- **Problem details**
For each line that holds "this", copy the line out.
··· Data to process ···
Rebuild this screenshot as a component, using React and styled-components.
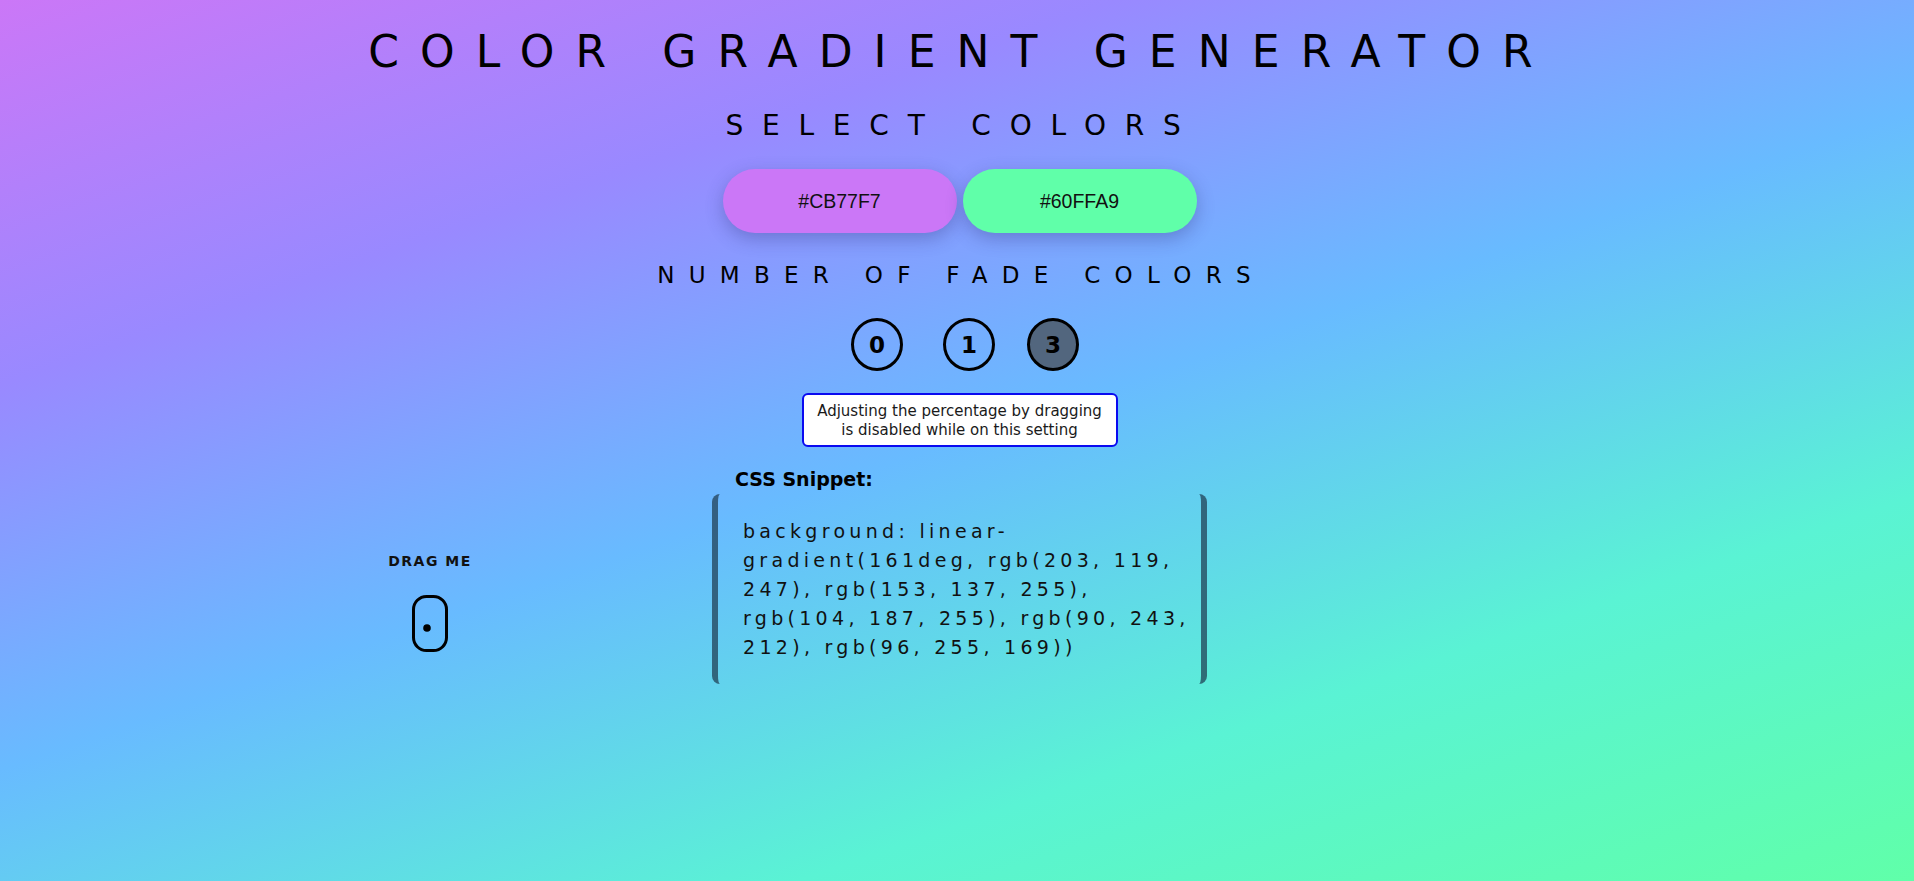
import styled, { createGlobalStyle } from "styled-components";

const GlobalStyle = createGlobalStyle`
  html, body {
    margin: 0;
    padding: 0;
  }
  body {
    font-family: "DejaVu Sans", "Noto Sans", sans-serif;
    color: #000;
  }
`;

const colors = ["#CB77F7", "#60FFA9"];
const stops = [
  "rgb(203, 119, 247)",
  "rgb(153, 137, 255)",
  "rgb(104, 187, 255)",
  "rgb(90, 243, 212)",
  "rgb(96, 255, 169)",
];
const gradient = `linear-gradient(161deg, ${stops.join(", ")})`;

const Page = styled.main`
  min-height: 100vh;
  background: ${gradient};
  display: flex;
  flex-direction: column;
  align-items: center;
  box-sizing: border-box;
  padding-top: 30px;
`;

const Title = styled.h1`
  margin: 0;
  font-size: 44px;
  line-height: 44px;
  font-weight: 400;
  letter-spacing: 21.1px;
  text-indent: 8px;
  text-align: center;
`;

// section headings, spaced out
const Heading = styled.h2`
  margin: ${(p) => p.$top}px 0 0;
  font-size: ${(p) => p.$size}px;
  line-height: ${(p) => p.$size}px;
  font-weight: 400;
  letter-spacing: ${(p) => p.$spacing}px;
  text-indent: ${(p) => p.$indent}px;
  text-align: center;
`;

const Swatches = styled.div`
  display: flex;
  gap: 6px;
  margin-top: 29px;
  padding-left: 5px;
`;

const Swatch = styled.button`
  width: 234px;
  height: 64px;
  border: none;
  border-radius: 32px;
  background: ${(p) => p.$color};
  box-shadow: 0 6px 18px rgba(40, 40, 110, 0.3);
  font-family: "Liberation Sans", Arial, sans-serif;
  font-size: 19.5px;
  color: #111;
  cursor: pointer;
`;

const Fades = styled.div`
  display: flex;
  margin-top: 31px;
  padding-left: 16px;
`;

const Fade = styled.button`
  width: 52px;
  height: 53px;
  margin-left: ${(p) => p.$gap}px;
  box-sizing: border-box;
  border: 3px solid #000;
  border-radius: 50%;
  background: ${(p) => (p.$active ? "#52667e" : "transparent")};
  font-family: "DejaVu Sans", sans-serif;
  font-weight: 700;
  font-size: 23px;
  color: #000;
  padding: 0;
  cursor: pointer;
`;

const Notice = styled.div`
  width: 316px;
  box-sizing: border-box;
  margin: 22px 0 0 5px;
  padding: 7px 8px 6px;
  background: #fff;
  border: 2px solid #0a0af0;
  border-radius: 6px;
  font-size: 15px;
  line-height: 18.5px;
  text-align: center;
  color: #1a1a1a;
`;

const Workspace = styled.section`
  width: 100%;
  box-sizing: border-box;
  padding-left: 5px;
  margin-top: 23px;
  display: grid;
  grid-template-columns: 1fr 495px 1fr;
  align-items: start;
`;

const DragArea = styled.div`
  display: flex;
  justify-content: flex-end;
  padding-right: 222px;
  padding-top: 84px;
`;

const DragHandle = styled.div`
  width: 120px;
  display: flex;
  flex-direction: column;
  align-items: center;
  gap: 27px;
  cursor: grab;
`;

const DragLabel = styled.span`
  font-size: 14px;
  line-height: 14px;
  font-weight: 700;
  letter-spacing: 1.5px;
  color: #111;
`;

const SnippetColumn = styled.div`
  display: flex;
  flex-direction: column;
`;

const SnippetLabel = styled.h3`
  margin: 0 0 5px 23px;
  font-size: 19px;
  line-height: 19px;
  font-weight: 700;
`;

const SnippetBox = styled.pre`
  margin: 0;
  height: 190px;
  box-sizing: border-box;
  padding: 23px 6px 22px 25px;
  border-left: 6px solid rgba(30, 60, 80, 0.72);
  border-right: 6px solid rgba(30, 60, 80, 0.72);
  border-radius: 8px;
  font-family: "DejaVu Sans", sans-serif;
  font-size: 19px;
  line-height: 29px;
  letter-spacing: 4.3px;
  white-space: normal;
  color: #111;
`;

const MouseIcon = () => (
  <svg width="36" height="57" viewBox="0 0 36 57" fill="none">
    <rect x="1.5" y="1.5" width="33" height="54" rx="13" stroke="#000" strokeWidth="3" />
    <circle cx="15" cy="33" r="3.8" fill="#000" />
  </svg>
);

const App = () => {
  const fades = [
    { n: 0, gap: 0 },
    { n: 1, gap: 40 },
    { n: 3, gap: 32, active: true },
  ];

  return (
    <Page>
      <GlobalStyle />
      <Title>COLOR GRADIENT GENERATOR</Title>
      <Heading $top={38} $size={28} $spacing={18.8} $indent={11}>
        SELECT COLORS
      </Heading>
      <Swatches>
        {colors.map((c) => (
          <Swatch key={c} $color={c}>
            {c}
          </Swatch>
        ))}
      </Swatches>
      <Heading $top={31} $size={23} $spacing={14.3} $indent={8}>
        NUMBER OF FADE COLORS
      </Heading>
      <Fades>
        {fades.map((f) => (
          <Fade key={f.n} $gap={f.gap} $active={f.active}>
            {f.n}
          </Fade>
        ))}
      </Fades>
      <Notice>
        Adjusting the percentage by dragging is disabled while on this setting
      </Notice>
      <Workspace>
        <DragArea>
          <DragHandle>
            <DragLabel>DRAG ME</DragLabel>
            <MouseIcon />
          </DragHandle>
        </DragArea>
        <SnippetColumn>
          <SnippetLabel>CSS Snippet:</SnippetLabel>
          <SnippetBox>{`background: ${gradient}`}</SnippetBox>
        </SnippetColumn>
        <div />
      </Workspace>
    </Page>
  );
};

export default App;
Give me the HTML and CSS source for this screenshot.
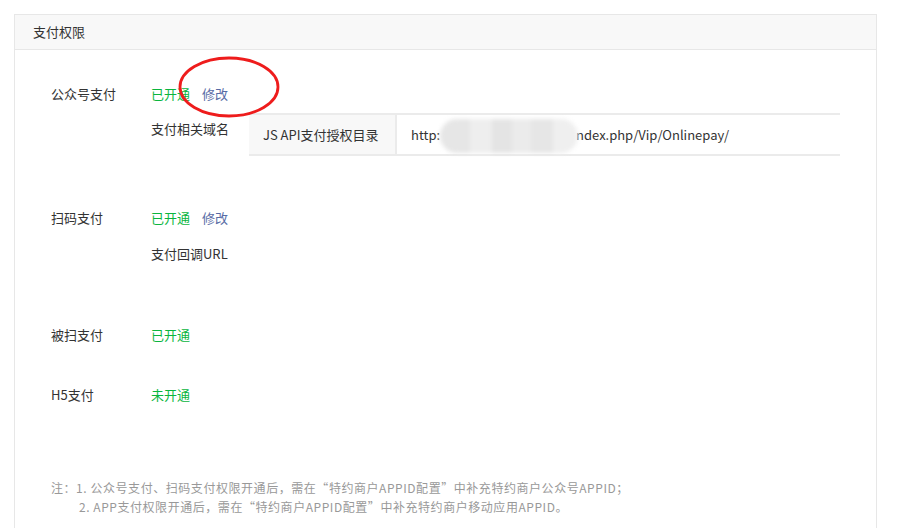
FILE: index.html
```html
<!DOCTYPE html>
<html lang="zh-CN">
<head>
    <meta charset="UTF-8">
    <title>支付权限</title>
    <link rel="stylesheet" href="styles.css">
</head>
<body>
    <div class="panel">
        <div class="panel-head">支付权限</div>
        <div class="panel-body">
            <div class="perm perm-jsapi">
                <div class="perm-label">公众号支付</div>
                <div class="perm-main">
                    <div class="perm-status">
                        <span class="on">已开通</span>
                        <a class="edit" href="#">修改</a>
                    </div>
                    <div class="perm-sub">
                        <div class="sub-label">支付相关域名</div>
                        <div class="domain-table">
                            <div class="cell cell-key">JS API支付授权目录</div>
                            <div class="cell cell-val">http:<span class="mosaic"></span>ndex.php/Vip/Onlinepay/</div>
                        </div>
                    </div>
                </div>
            </div>

            <div class="perm perm-native">
                <div class="perm-label">扫码支付</div>
                <div class="perm-main">
                    <div class="perm-status">
                        <span class="on">已开通</span>
                        <a class="edit" href="#">修改</a>
                    </div>
                    <div class="perm-sub perm-sub-url">
                        <div class="sub-label">支付回调URL</div>
                    </div>
                </div>
            </div>

            <div class="perm perm-micro">
                <div class="perm-label">被扫支付</div>
                <div class="perm-main">
                    <div class="perm-status"><span class="on">已开通</span></div>
                </div>
            </div>

            <div class="perm perm-h5">
                <div class="perm-label">H5支付</div>
                <div class="perm-main">
                    <div class="perm-status"><span class="on">未开通</span></div>
                </div>
            </div>

            <div class="note">
                <p>注：1. 公众号支付、扫码支付权限开通后，需在“特约商户APPID配置”中补充特约商户公众号APPID；</p>
                <p class="indent">2. APP支付权限开通后，需在“特约商户APPID配置”中补充特约商户移动应用APPID。</p>
            </div>
        </div>

        <!-- 标注圈 -->
        <svg class="mark" width="104" height="64" viewBox="0 0 104 64">
            <ellipse cx="52" cy="32" rx="49" ry="29" fill="none" stroke="#ee1c1c" stroke-width="2.8"/>
        </svg>
    </div>
</body>
</html>
```

FILE: styles.css
```css
html, body {
    height: 100%;
}

body {
    margin: 0;
    padding: 0;
    background: #fff;
    font-family: "Noto Sans CJK SC", "Noto Sans", sans-serif;
    font-size: 13px;
    color: #333;
    overflow: hidden;
}

.panel {
    position: relative;
    box-sizing: border-box;
    margin: 14px 0 0 14px;
    width: 863px;
    height: calc(100% - 14px);
    border: 1px solid #e7e7e7;
    border-bottom: none;
}

.panel-head {
    height: 34px;
    line-height: 34px;
    padding-left: 18px;
    background: #f8f8f8;
    border-bottom: 1px solid #e7e7e7;
}

.panel-body {
    padding: 34px 0 0 36px;
}

.perm {
    display: flex;
    line-height: 20px;
}

.perm-label {
    width: 100px;
    flex-shrink: 0;
}

.perm-main {
    flex: 1;
}

.perm-status .on {
    color: #0ab53e;
}

.perm-status .edit {
    margin-left: 9px;
    color: #576ba5;
    text-decoration: none;
}

.perm-sub {
    display: flex;
    margin-top: 9px;
}

.sub-label {
    width: 98px;
    padding-top: 6px;
}

.domain-table {
    display: flex;
    width: 591px;
    height: 39px;
    border-top: 2px solid #ebebeb;
    border-bottom: 2px solid #ebebeb;
}

.cell {
    line-height: 39px;
    padding-left: 14px;
    white-space: nowrap;
}

.cell-key {
    width: 132px;
    background: #f8f8f8;
    border-right: 2px solid #ebebeb;
}

.cell-val {
    flex: 1;
}

.mosaic {
    display: inline-block;
    width: 138px;
    height: 34px;
    margin-right: -2px;
    vertical-align: middle;
    border-radius: 17px;
    background:
        linear-gradient(90deg, #e6e6e6 0 22%, #eeeeee 22% 38%, #e4e4e4 38% 52%, #ebebeb 52% 66%, #e6e6e6 66% 82%, #efefef 82%);
    filter: blur(2px);
}

.perm-native {
    margin-top: 52px;
}

.perm-sub-url {
    margin-top: 16px;
}

.perm-sub-url .sub-label {
    padding-top: 0;
}

.perm-micro {
    margin-top: 61px;
}

.perm-h5 {
    margin-top: 40px;
}

.note {
    margin-top: 73px;
    font-size: 12px;
    line-height: 19px;
    letter-spacing: 0.55px;
    color: #999;
}

.note p {
    margin: 0;
    white-space: nowrap;
}

.note .indent {
    padding-left: 28px;
}

.mark {
    position: absolute;
    left: 162px;
    top: 40px;
}
```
···
- **Finished task**
Rebuild this screenshot as a component, using React and styled-components.
        Adjusting the percentage by dragging is disabled while on this setting
Give me the HTML and CSS source for this screenshot.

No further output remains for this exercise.